= 24Hours (TV program) =

Canadian local television news program

24Hours is a one-hour news and current affairs program that was broadcast by CBWT, the CBC television station in Winnipeg, Manitoba, Canada.

==History==
It began on October 5, 1970, (on the same day that James Cross was kidnapped by the FLQ in Quebec) and was first broadcast between 6:30 and 7:30 p.m.. The original on-air hosts were Garth Dawley (news), Murray Parker (weather), Don Wittman and Bob Picken (sports), John Harvard and Gerry Haslam (interviewer). On occasions, others contributed to the program, namely Heather Hildebrandt (CBC Winnipeg public affairs department) and freelancers Alice Poyser and Per Holting. Bill Morgan was the producer in the first year, and executive producer in the second.

Starting in the 1977–78 season, 24Hours was moved to a more standard time of 6:00-7:00 p.m., with John Robertson replacing John Harvard as host.

John Harvard, who was the program's first interviewer and held the post between 1970 and 1977. He returned the day after the November 1981 Provincial election, and remained until 1986. He interviewed the former interviewer from the 1977-1981 period, John Robertson.

In 1980, journalist Ricki Katz and producer Susan Millican won the Gordon Sinclair Award for broadcast journalism at the 9th ACTRA Awards, for the 24Hours documentary feature Incest: Scandal in the Family.

In September 1982, the chalkboard easel used for the 24Hours weather forecast, regularly provided by Murray Parker, was replaced with an electronic Telidon system. This was used for about two years when a regular CG system was put in place.

Also in 1982, CBWT was a pioneer within CBC television stations to use Betacam ENG cameras. Before this, reports were filed on 16 mm film.

In May 1984, Marv Terhoch was appointed director of CBWT of 24Hours.

Also between these years, Kevin Evans was the interviewer for 24Hours, until the local Videon cable system replaced KTHI Fargo with WDIV Detroit; the latter featured Mort Crim and his style of news and interviewing. To compete with that station, it hired the former ABC correspondent Mike McCourt who co-hosted the program between September 1986 and 1991.

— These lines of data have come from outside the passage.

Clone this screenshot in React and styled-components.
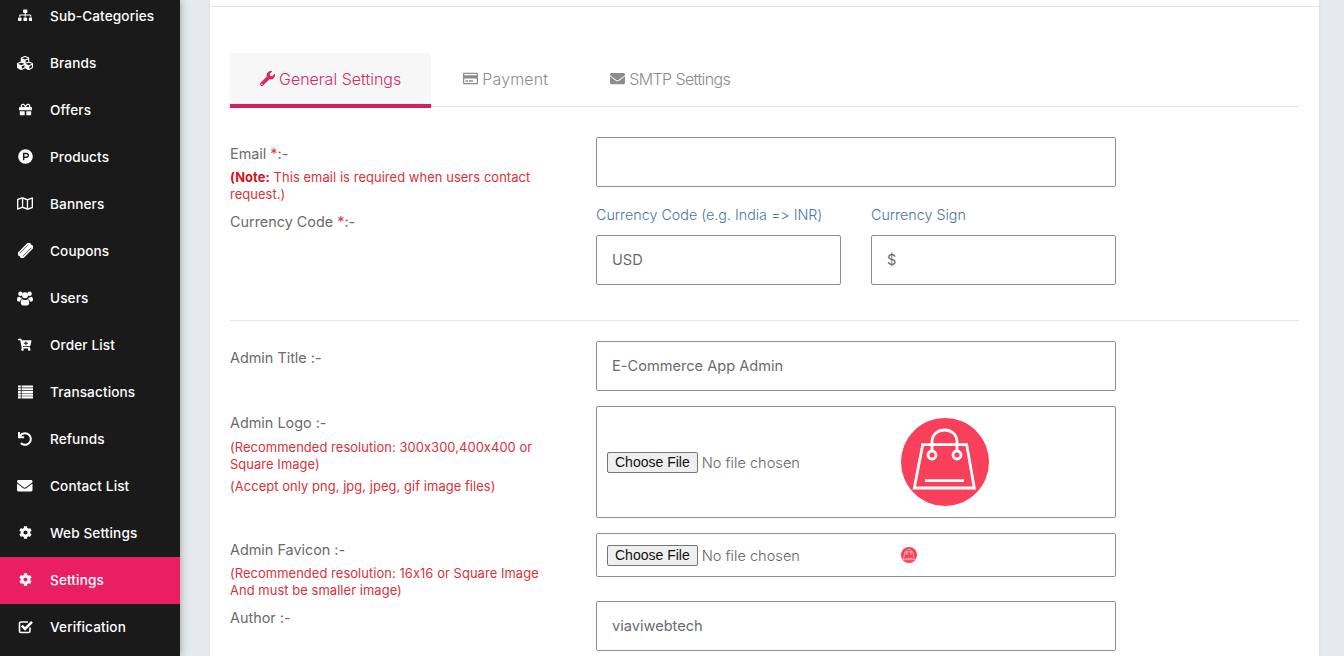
import React from "react";
import styled, { createGlobalStyle } from "styled-components";
import {
  FaSitemap, FaCubes, FaGift, FaProductHunt, FaRegMap, FaCartPlus,
  FaUndo, FaEnvelope, FaCog, FaWrench, FaRegCreditCard,
} from "react-icons/fa";

const Global = createGlobalStyle`
  html, body { margin: 0; padding: 0; height: 656px; overflow: hidden; background: #e5eaed; }
  body { font-family: Inter, "Open Sans", sans-serif; font-feature-settings: "calt" 0, "liga" 0; }
  * { box-sizing: border-box; }
`;

const Page = styled.div`display: flex; height: 656px; overflow: hidden; background: #e5eaed;`;
const Sidebar = styled.nav`
  width: 180px; flex: none; background: #1a1a1a; box-shadow: 0 0 8px rgba(0,0,0,.35);
  overflow: hidden; height: 656px;
`;
const Menu = styled.ul`list-style: none; margin: -7px 0 0; padding: 0;`;
const Item = styled.li`
  height: 47px; display: flex; align-items: center; padding: 0 0 2px 17px; color: #fff;
  font-size: 13.6px; font-weight: 500; letter-spacing: 0.12px;
  background: ${(p) => (p.$active ? "#e91e63" : "transparent")};
`;
const ItemIcon = styled.span`
  width: 16px; margin-right: 17px; display: flex; justify-content: center; flex: none;
  font-size: ${(p) => p.$size || 15}px;
`;
const Main = styled.main`flex: 1; padding: 0 25px 0 30px; min-width: 0;`;
const Card = styled.section`background: #fff; height: 700px; box-shadow: 0 0 4px rgba(0,0,0,.08);`;
const CardHead = styled.div`height: 7px; border-bottom: 1px solid #e4e4e4;`;
const CardBody = styled.div`padding: 46px 20px 0;`;
const Tabs = styled.div`display: flex; height: 54px; border-bottom: 1px solid #e2e2e2;`;
const Tab = styled.div`
  height: 55px; display: flex; align-items: center; gap: 4px; padding: 0 ${(p) => p.$pad || 30}px 4px;
  font-size: 16px; font-weight: 300; letter-spacing: ${(p) => p.$ls || 0}px;
  color: ${(p) => (p.$active ? "#d62b5e" : "#8c8c8c")};
  background: ${(p) => (p.$active ? "#f7f7f7" : "transparent")};
  box-shadow: ${(p) => (p.$active ? "inset 0 -4px 0 #d81f5e" : "none")};
  svg { font-size: 15px; flex: none; }
`;
const Row = styled.div`
  display: grid; grid-template-columns: 366px 520px; height: ${(p) => p.$h}px; margin-top: ${(p) => p.$mt || 0}px;
`;
const Label = styled.div`
  font-size: 14.4px; color: #6b6b6b; font-weight: 400; line-height: 20px; padding-top: ${(p) => p.$pt || 0}px;
`;
const Star = styled.span`color: #e8353a;`;
const Note = styled.div`
  width: 320px; font-size: 12.9px; line-height: 17px; color: #d9323a; font-weight: 400; letter-spacing: 0.08px;
  margin-top: ${(p) => p.$mt ?? 5}px;
  b { font-weight: 700; color: #d3141c; }
`;
const Input = styled.input`
  display: block; width: 100%; height: 50px; border: 1px solid #8f8f8f; border-radius: 2px;
  padding: 0 15px; font: 400 14.6px Inter, sans-serif; font-feature-settings: "calt" 0; color: #6b6b6b; background: #fff; outline: none;
`;
const Split = styled.div`display: grid; grid-template-columns: 245px 245px; gap: 30px;`;
const FieldTitle = styled.div`
  font-size: 14.3px; color: #4a77a6; font-weight: 300; line-height: 20px; height: 30px;
`;
const Divider = styled.hr`border: 0; border-top: 1px solid #e8e8e8; margin: 0;`;
const FileBox = styled.div`
  height: ${(p) => p.$h}px; border: 1px solid #8f8f8f; border-radius: 2px; display: flex; align-items: center;
  padding-left: 10px;
`;
const FileInput = styled.input`
  width: 294px; flex: none; font: 300 14.6px Inter, sans-serif; color: #666;
  &::file-selector-button {
    font: 400 14px "Liberation Sans", sans-serif; color: #111; height: 21px; padding: 0 7px; margin-right: 4px;
    background: #efefef; border: 1px solid #767676; border-radius: 2px;
  }
`;
const Glyph = styled.svg`width: 1em; height: 1em; display: block; fill: currentColor;`;

const Bag = ({ size }) => (
  <svg width={size} height={size} viewBox="0 0 88 88" aria-hidden="true">
    <circle cx="44" cy="44" r="44" fill="#f8405a" />
    <g fill="none" stroke="#fff" strokeWidth="2.8">
      <path d="M21.7 26.7H65.7L73.3 70H13.3Z" />
      <path d="M31 33V24C31 8 56 8 56 24V33" />
      <circle cx="31" cy="37" r="4" />
      <circle cx="56" cy="37" r="4" />
      <path d="M24 62.7H63" />
    </g>
  </svg>
);

const TicketIcon = () => (
  <Glyph viewBox="0 0 16 16">
    <g transform="rotate(-45 8 8)">
      <path fillRule="evenodd" d="M-1.5 3.8H17.5V6.2C16.4 6.4 16.4 9.6 17.5 9.8V12.2H-1.5V9.8C-.4 9.6-.4 6.4-1.5 6.2ZM1.5 5.4V5.9H14.5V5.4ZM1.5 10.1V10.6H14.5V10.1Z" />
    </g>
  </Glyph>
);
const UsersIcon = () => (
  <Glyph viewBox="0 0 16 15">
    <circle cx="3.4" cy="3.2" r="2.2" />
    <circle cx="12.6" cy="3.2" r="2.2" />
    <circle cx="8" cy="4.8" r="3" />
    <path d="M0 9.6C0 7 1 6 2.4 6.4 3 6.9 3.6 7 4.2 7 4.4 7.8 4.9 8.3 5 8.6 3.8 9 3.2 10 3 11.2 1.2 11.2 0 10.8 0 9.6Z" />
    <path d="M16 9.6C16 7 15 6 13.6 6.4 13 6.9 12.4 7 11.8 7 11.6 7.8 11.1 8.3 11 8.6 12.2 9 12.8 10 13 11.2 14.8 11.2 16 10.8 16 9.6Z" />
    <path d="M3.8 12.6C3.8 10.4 4.6 8.7 5.8 8.7 6.4 9.2 7.1 9.6 8 9.6 8.9 9.6 9.6 9.2 10.2 8.7 11.4 8.7 12.2 10.4 12.2 12.6 12.2 14 11.2 15 10 15H6C4.8 15 3.8 14 3.8 12.6Z" />
  </Glyph>
);
const ListIcon = () => (
  <Glyph viewBox="0 0 15 15">
    {[1.5, 4.2, 6.9, 9.6, 12.3].map((y) => (
      <path key={y} d={`M0 ${y}h2.8v2.1H0ZM3.6 ${y}H15v2.1H3.6Z`} />
    ))}
  </Glyph>
);
const CheckIcon = () => (
  <Glyph viewBox="0 0 15 15">
    <path fill="none" stroke="currentColor" strokeWidth="1.6" d="M12 8.5V12a1.5 1.5 0 0 1-1.5 1.5H3A1.5 1.5 0 0 1 1.5 12V4.5A1.5 1.5 0 0 1 3 3h7" />
    <path fill="none" stroke="currentColor" strokeWidth="2.6" d="M3.8 6.6 7 9.8 14 2.8" />
  </Glyph>
);

const items = [
  ["Sub-Categories", FaSitemap, 14.5], ["Brands", FaCubes, 18], ["Offers", FaGift, 13], ["Products", FaProductHunt, 15],
  ["Banners", FaRegMap, 17], ["Coupons", TicketIcon, 15], ["Users", UsersIcon, 16], ["Order List", FaCartPlus, 13.5],
  ["Transactions", ListIcon, 15], ["Refunds", FaUndo, 14], ["Contact List", FaEnvelope, 15.5], ["Web Settings", FaCog, 13],
  ["Settings", FaCog, 13], ["Verification", CheckIcon, 15],
];

export default function App() {
  return (
    <Page>
      <Global />
      <Sidebar>
        <Menu>
          {items.map(([name, Icon, size]) => (
            <Item key={name} $active={name === "Settings"}>
              <ItemIcon $size={size}><Icon /></ItemIcon>
              {name}
            </Item>
          ))}
        </Menu>
      </Sidebar>
      <Main>
        <Card>
          <CardHead />
          <CardBody>
            <Tabs>
              <Tab $active><FaWrench />General Settings</Tab>
              <Tab $pad={32} $ls={0.15}><FaRegCreditCard />Payment</Tab>
              <Tab $ls={-0.6}><FaEnvelope />SMTP Settings</Tab>
            </Tabs>
            <Row $h={68} $mt={30}>
              <Label $pt={7}>
                Email <Star>*</Star>:-
                <Note><b>(Note:</b> This email is required when users contact request.)</Note>
              </Label>
              <Input />
            </Row>
            <Row $h={115}>
              <Label $pt={7}>Currency Code <Star>*</Star>:-</Label>
              <Split>
                <div>
                  <FieldTitle>Currency Code (e.g. India =&gt; INR)</FieldTitle>
                  <Input defaultValue="USD" />
                </div>
                <div>
                  <FieldTitle>Currency Sign</FieldTitle>
                  <Input defaultValue="$" />
                </div>
              </Split>
            </Row>
            <Divider />
            <Row $h={65} $mt={20}>
              <Label $pt={7}>Admin Title :-</Label>
              <Input defaultValue="E-Commerce App Admin" />
            </Row>
            <Row $h={127}>
              <Label $pt={7}>
                Admin Logo :-
                <Note $mt={6}>(Recommended resolution: 300x300,400x400 or Square Image)</Note>
                <Note>(Accept only png, jpg, jpeg, gif image files)</Note>
              </Label>
              <FileBox $h={112}>
                <FileInput type="file" />
                <Bag size={88} />
              </FileBox>
            </Row>
            <Row $h={68}>
              <Label $pt={7}>
                Admin Favicon :-
                <Note>(Recommended resolution: 16x16 or Square Image<br />And must be smaller image)</Note>
              </Label>
              <FileBox $h={44}>
                <FileInput type="file" />
                <Bag size={16} />
              </FileBox>
            </Row>
            <Row $h={50}>
              <Label $pt={7}>Author :-</Label>
              <Input defaultValue="viaviwebtech" />
            </Row>
          </CardBody>
        </Card>
      </Main>
    </Page>
  );
}
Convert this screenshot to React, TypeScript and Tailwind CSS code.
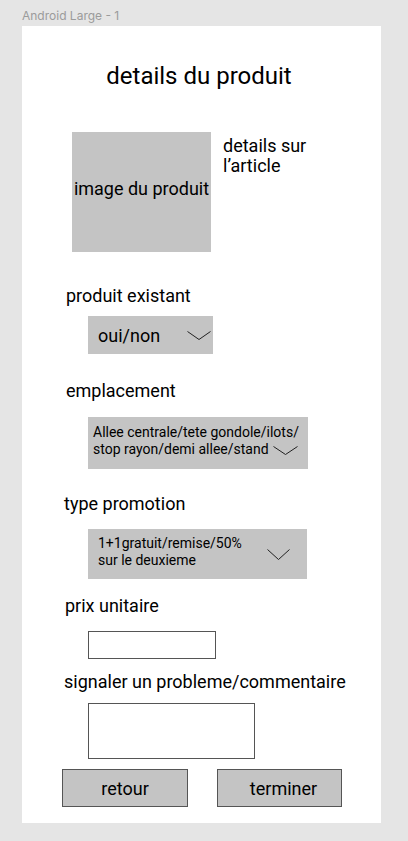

John Bertrand, who was formerly the editor of the Winnipeg Sun, was hired as host of the new 5.30-6 p.m. segment, 24Hours Talkback, in November 1992. This program was broadcast until 1994 when it was canceled and Bertrand had moved on to CBC Radio One as on-air host of Questionnaire.

On October 2, 2000, as part of nationwide budget cuts and a shift of focus towards reporting of geopolitical events (war in Iraq and Afghanistan), 24Hours was replaced by a 30-minute program, Canada Now.

==News history after 24Hours==
On November 10, 2006, CBWT announced that the CKY-TV news presenter Janet Stewart would become the 6 p.m. news presenter at the station.

On November 30, 2006, CBC announced that it would revert to the pre-2000 early evening news model from February 2007. Canada Now was cancelled, while local newscasts nationwide once again used an hour-long format.

CBWT announced on February 2, 2007, that the full hour of local news would return on Monday, February 19, 2007, and that Murray Parker would return as weather person. CBWT's newscast became known as CBC News: Winnipeg at Six. In September 2009, the station's news operations were expanded again with the launch of a 90-minute newscast from 5pm to 6:30pm and, a month later, a late night update following The National each weeknight.